▶ _Work to be completed_: Go through the data and copy every line exactly, but not the images.

▶ _Given data_:
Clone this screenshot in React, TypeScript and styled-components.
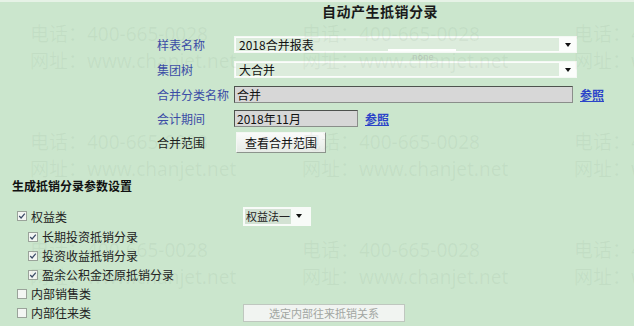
import React from 'react';
import styled, { createGlobalStyle } from 'styled-components';

const GlobalStyle = createGlobalStyle`
    html, body {
        margin: 0;
        padding: 0;
        background: #cbe6cd;
    }
    body {
        font-family: "Noto Sans CJK SC", "Noto Sans", sans-serif;
        font-size: 12px;
        color: #111;
    }
`;

const Page = styled.div`
    position: relative;
    width: 634px;
    height: 326px;
    overflow: hidden;
    background: #cbe6cd;
    border-top: 2px solid #e6f2e6;
    box-sizing: border-box;
`;

const Title = styled.div`
    height: 30px;
    line-height: 18px;
    padding-left: 322px;
    font-size: 14px;
    font-weight: bold;
    letter-spacing: 0.5px;
    color: #1a1a1a;
`;

const Form = styled.div`
    display: grid;
    grid-template-columns: 77px auto;
    grid-template-rows: 25px 25px 24px 24px 25px;
    align-items: center;
    padding-left: 157px;
`;

const Label = styled.div<{ $plain?: boolean }>`
    font-size: 12px;
    color: ${(p) => (p.$plain ? '#1a1a1a' : '#3b4ca6')};
`;

const Field = styled.div`
    display: flex;
    align-items: center;
    gap: 7px;
`;

const SelectBox = styled.div`
    position: relative;
    display: flex;
    align-items: stretch;
    width: 343px;
    height: 17px;
    box-sizing: border-box;
    border: 1px solid #f4f8f4;
    background: #fbfdfb;
`;

const SelectText = styled.div`
    flex: 1;
    display: flex;
    align-items: center;
    padding-left: 3px;
    margin: 1px;
    background: #dcecdc;
    font-size: 12px;
    color: #111;
`;

const Arrow = styled.div`
    width: 16px;
    display: flex;
    align-items: center;
    justify-content: center;
`;

const Glitch = styled.div`
    position: absolute;
    left: 153px;
    top: 12px;
    width: 68px;
    height: 2px;
    background: #ffffff;
`;

const GlitchText = styled.div`
    position: absolute;
    left: 177px;
    top: 15px;
    font-size: 9px;
    line-height: 9px;
    color: #b7c8b8;
`;

const TextInput = styled.div<{ $w: number }>`
    width: ${(p) => p.$w}px;
    height: 17px;
    box-sizing: border-box;
    border: 1px solid #4e524e;
    border-right-color: #8a8e8a;
    border-bottom-color: #8a8e8a;
    background: #d7d7d7;
    padding-left: 2px;
    line-height: 15px;
    font-size: 12px;
    color: #111;
`;

const RefLink = styled.a`
    font-size: 12px;
    font-weight: bold;
    color: #2b44c8;
    text-decoration: underline;
    cursor: pointer;
`;

const Button = styled.button`
    margin-left: 2px;
    width: 90px;
    height: 21px;
    padding: 0;
    border: 1px solid #8c948c;
    border-top-color: #f4f7f4;
    border-left-color: #f4f7f4;
    background: linear-gradient(#fafbfa, #e6ebe6);
    font-family: inherit;
    font-size: 12px;
    color: #111;
`;

const SectionTitle = styled.div`
    margin-top: 23px;
    padding-left: 12px;
    line-height: 16px;
    font-size: 12px;
    font-weight: bold;
    color: #111;
`;

const Options = styled.div`
    margin-top: 11px;
    display: grid;
    grid-template-columns: 226px auto;
    grid-template-rows: 22px repeat(5, 19px);
    align-items: center;
    padding-left: 17px;
`;

const OptionRow = styled.label<{ $indent?: boolean }>`
    grid-column: 1;
    display: flex;
    align-items: center;
    gap: 4px;
    padding-left: ${(p) => (p.$indent ? 11 : 0)}px;
    font-size: 12px;
    color: #222;
    white-space: nowrap;
`;

const Box = styled.span`
    width: 10px;
    height: 10px;
    box-sizing: border-box;
    border: 1px solid #9aa39a;
    background: #f3f6f3;
    display: inline-flex;
    align-items: center;
    justify-content: center;
`;

const SmallSelect = styled.div`
    grid-column: 2;
    grid-row: 1;
    display: flex;
    align-items: center;
    width: 68px;
    height: 19px;
    box-sizing: border-box;
    background: #f8fbf8;
    padding-left: 2px;
    white-space: nowrap;
`;

const SmallSelectText = styled.span`
    background: #d3e2d3;
    padding: 0 1px;
    line-height: 15px;
    font-size: 11px;
    color: #222;
`;

const DisabledButton = styled.button`
    grid-column: 2;
    grid-row: 6;
    width: 162px;
    height: 18px;
    padding: 0;
    border: 1px solid #bfc7bf;
    background: #f1f4f1;
    font-family: inherit;
    font-size: 11px;
    color: #a2a6a2;
`;

const Watermark = styled.div`
    position: absolute;
    left: 30px;
    top: 19px;
    display: grid;
    grid-template-columns: repeat(3, 272px);
    grid-auto-rows: 108px;
    pointer-events: none;
`;

const Tile = styled.div`
    font-family: "Noto Sans", "Noto Sans CJK SC", sans-serif;
    font-size: 19px;
    line-height: 27px;
    white-space: nowrap;
    color: rgba(110, 135, 112, 0.09);
`;

const DownArrow = () => (
    <svg width="6" height="4" viewBox="0 0 6 4">
        <path d="M0 0h6L3 4z" fill="#111" />
    </svg>
);

const Check = () => (
    <svg width="8" height="8" viewBox="0 0 8 8">
        <path d="M1.2 4l1.9 2L6.8 1.6" stroke="#3a4a66" strokeWidth="1.2" fill="none" />
    </svg>
);

type OptionProps = { text: string; checked?: boolean; indent?: boolean };

const Option = ({ text, checked, indent }: OptionProps) => (
    <OptionRow $indent={indent}>
        <Box>{checked && <Check />}</Box>
        {text}
    </OptionRow>
);

export default function App() {
    const tiles = Array.from({ length: 9 });
    return (
        <>
            <GlobalStyle />
            <Page>
                <Title>自动产生抵销分录</Title>
                <Form>
                    <Label>样表名称</Label>
                    <SelectBox>
                        <SelectText>2018合并报表</SelectText>
                        <Arrow>
                            <DownArrow />
                        </Arrow>
                        <Glitch />
                        <GlitchText>none</GlitchText>
                    </SelectBox>
                    <Label>集团树</Label>
                    <SelectBox>
                        <SelectText>大合并</SelectText>
                        <Arrow>
                            <DownArrow />
                        </Arrow>
                    </SelectBox>
                    <Label>合并分类名称</Label>
                    <Field>
                        <TextInput $w={339}>合并</TextInput>
                        <RefLink>参照</RefLink>
                    </Field>
                    <Label>会计期间</Label>
                    <Field>
                        <TextInput $w={124}>2018年11月</TextInput>
                        <RefLink>参照</RefLink>
                    </Field>
                    <Label $plain>合并范围</Label>
                    <Field>
                        <Button>查看合并范围</Button>
                    </Field>
                </Form>
                <SectionTitle>生成抵销分录参数设置</SectionTitle>
                <Options>
                    <Option text="权益类" checked />
                    <SmallSelect>
                        <SmallSelectText>权益法一</SmallSelectText>
                        <Arrow>
                            <DownArrow />
                        </Arrow>
                    </SmallSelect>
                    <Option text="长期投资抵销分录" checked indent />
                    <Option text="投资收益抵销分录" checked indent />
                    <Option text="盈余公积金还原抵销分录" checked indent />
                    <Option text="内部销售类" />
                    <Option text="内部往来类" />
                    <DisabledButton disabled>选定内部往来抵销关系</DisabledButton>
                </Options>
                <Watermark>
                    {tiles.map((_, i) => (
                        <Tile key={i}>
                            电话：400-665-0028
                            <br />
                            网址：www.chanjet.net
                        </Tile>
                    ))}
                </Watermark>
            </Page>
        </>
    );
}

▶ _Written answer_:
Clone this screenshot in React, TypeScript and styled-components.
import React from 'react';
import styled, { createGlobalStyle } from 'styled-components';

const GlobalStyle = createGlobalStyle`
    html, body {
        margin: 0;
        padding: 0;
        background: #cbe6cd;
    }
    body {
        font-family: "Noto Sans CJK SC", "Noto Sans", sans-serif;
        font-size: 12px;
        color: #111;
    }
`;

const Page = styled.div`
    position: relative;
    width: 634px;
    height: 326px;
    overflow: hidden;
    background: #cbe6cd;
    border-top: 2px solid #e6f2e6;
    box-sizing: border-box;
`;

const Title = styled.div`
    height: 30px;
    line-height: 18px;
    padding-left: 322px;
    font-size: 14px;
    font-weight: bold;
    letter-spacing: 0.5px;
    color: #1a1a1a;
`;

const Form = styled.div`
    display: grid;
    grid-template-columns: 77px auto;
    grid-template-rows: 25px 25px 24px 24px 25px;
    align-items: center;
    padding-left: 157px;
`;

const Label = styled.div<{ $plain?: boolean }>`
    font-size: 12px;
    color: ${(p) => (p.$plain ? '#1a1a1a' : '#3b4ca6')};
`;

const Field = styled.div`
    display: flex;
    align-items: center;
    gap: 7px;
`;

const SelectBox = styled.div`
    position: relative;
    display: flex;
    align-items: stretch;
    width: 343px;
    height: 17px;
    box-sizing: border-box;
    border: 1px solid #f4f8f4;
    background: #fbfdfb;
`;

const SelectText = styled.div`
    flex: 1;
    display: flex;
    align-items: center;
    padding-left: 3px;
    margin: 1px;
    background: #dcecdc;
    font-size: 12px;
    color: #111;
`;

const Arrow = styled.div`
    width: 16px;
    display: flex;
    align-items: center;
    justify-content: center;
`;

const Glitch = styled.div`
    position: absolute;
    left: 153px;
    top: 12px;
    width: 68px;
    height: 2px;
    background: #ffffff;
`;

const GlitchText = styled.div`
    position: absolute;
    left: 177px;
    top: 15px;
    font-size: 9px;
    line-height: 9px;
    color: #b7c8b8;
`;

const TextInput = styled.div<{ $w: number }>`
    width: ${(p) => p.$w}px;
    height: 17px;
    box-sizing: border-box;
    border: 1px solid #4e524e;
    border-right-color: #8a8e8a;
    border-bottom-color: #8a8e8a;
    background: #d7d7d7;
    padding-left: 2px;
    line-height: 15px;
    font-size: 12px;
    color: #111;
`;

const RefLink = styled.a`
    font-size: 12px;
    font-weight: bold;
    color: #2b44c8;
    text-decoration: underline;
    cursor: pointer;
`;

const Button = styled.button`
    margin-left: 2px;
    width: 90px;
    height: 21px;
    padding: 0;
    border: 1px solid #8c948c;
    border-top-color: #f4f7f4;
    border-left-color: #f4f7f4;
    background: linear-gradient(#fafbfa, #e6ebe6);
    font-family: inherit;
    font-size: 12px;
    color: #111;
`;

const SectionTitle = styled.div`
    margin-top: 23px;
    padding-left: 12px;
    line-height: 16px;
    font-size: 12px;
    font-weight: bold;
    color: #111;
`;

const Options = styled.div`
    margin-top: 11px;
    display: grid;
    grid-template-columns: 226px auto;
    grid-template-rows: 22px repeat(5, 19px);
    align-items: center;
    padding-left: 17px;
`;

const OptionRow = styled.label<{ $indent?: boolean }>`
    grid-column: 1;
    display: flex;
    align-items: center;
    gap: 4px;
    padding-left: ${(p) => (p.$indent ? 11 : 0)}px;
    font-size: 12px;
    color: #222;
    white-space: nowrap;
`;

const Box = styled.span`
    width: 10px;
    height: 10px;
    box-sizing: border-box;
    border: 1px solid #9aa39a;
    background: #f3f6f3;
    display: inline-flex;
    align-items: center;
    justify-content: center;
`;

const SmallSelect = styled.div`
    grid-column: 2;
    grid-row: 1;
    display: flex;
    align-items: center;
    width: 68px;
    height: 19px;
    box-sizing: border-box;
    background: #f8fbf8;
    padding-left: 2px;
    white-space: nowrap;
`;

const SmallSelectText = styled.span`
    background: #d3e2d3;
    padding: 0 1px;
    line-height: 15px;
    font-size: 11px;
    color: #222;
`;

const DisabledButton = styled.button`
    grid-column: 2;
    grid-row: 6;
    width: 162px;
    height: 18px;
    padding: 0;
    border: 1px solid #bfc7bf;
    background: #f1f4f1;
    font-family: inherit;
    font-size: 11px;
    color: #a2a6a2;
`;

const Watermark = styled.div`
    position: absolute;
    left: 30px;
    top: 19px;
    display: grid;
    grid-template-columns: repeat(3, 272px);
    grid-auto-rows: 108px;
    pointer-events: none;
`;

const Tile = styled.div`
    font-family: "Noto Sans", "Noto Sans CJK SC", sans-serif;
    font-size: 19px;
    line-height: 27px;
    white-space: nowrap;
    color: rgba(110, 135, 112, 0.09);
`;

const DownArrow = () => (
    <svg width="6" height="4" viewBox="0 0 6 4">
        <path d="M0 0h6L3 4z" fill="#111" />
    </svg>
);

const Check = () => (
    <svg width="8" height="8" viewBox="0 0 8 8">
        <path d="M1.2 4l1.9 2L6.8 1.6" stroke="#3a4a66" strokeWidth="1.2" fill="none" />
    </svg>
);

type OptionProps = { text: string; checked?: boolean; indent?: boolean };

const Option = ({ text, checked, indent }: OptionProps) => (
    <OptionRow $indent={indent}>
        <Box>{checked && <Check />}</Box>
        {text}
    </OptionRow>
);

export default function App() {
    const tiles = Array.from({ length: 9 });
    return (
        <>
            <GlobalStyle />
            <Page>
                <Title>自动产生抵销分录</Title>
                <Form>
                    <Label>样表名称</Label>
                    <SelectBox>
                        <SelectText>2018合并报表</SelectText>
                        <Arrow>
                            <DownArrow />
                        </Arrow>
                        <Glitch />
                        <GlitchText>none</GlitchText>
                    </SelectBox>
                    <Label>集团树</Label>
                    <SelectBox>
                        <SelectText>大合并</SelectText>
                        <Arrow>
                            <DownArrow />
                        </Arrow>
                    </SelectBox>
                    <Label>合并分类名称</Label>
                    <Field>
                        <TextInput $w={339}>合并</TextInput>
                        <RefLink>参照</RefLink>
                    </Field>
                    <Label>会计期间</Label>
                    <Field>
                        <TextInput $w={124}>2018年11月</TextInput>
                        <RefLink>参照</RefLink>
                    </Field>
                    <Label $plain>合并范围</Label>
                    <Field>
                        <Button>查看合并范围</Button>
                    </Field>
                </Form>
                <SectionTitle>生成抵销分录参数设置</SectionTitle>
                <Options>
                    <Option text="权益类" checked />
                    <SmallSelect>
                        <SmallSelectText>权益法一</SmallSelectText>
                        <Arrow>
                            <DownArrow />
                        </Arrow>
                    </SmallSelect>
                    <Option text="长期投资抵销分录" checked indent />
                    <Option text="投资收益抵销分录" checked indent />
                    <Option text="盈余公积金还原抵销分录" checked indent />
                    <Option text="内部销售类" />
                    <Option text="内部往来类" />
                    <DisabledButton disabled>选定内部往来抵销关系</DisabledButton>
                </Options>
                <Watermark>
                    {tiles.map((_, i) => (
                        <Tile key={i}>
                            电话：400-665-0028
                            <br />
                            网址：www.chanjet.net
                        </Tile>
                    ))}
                </Watermark>
            </Page>
        </>
    );
}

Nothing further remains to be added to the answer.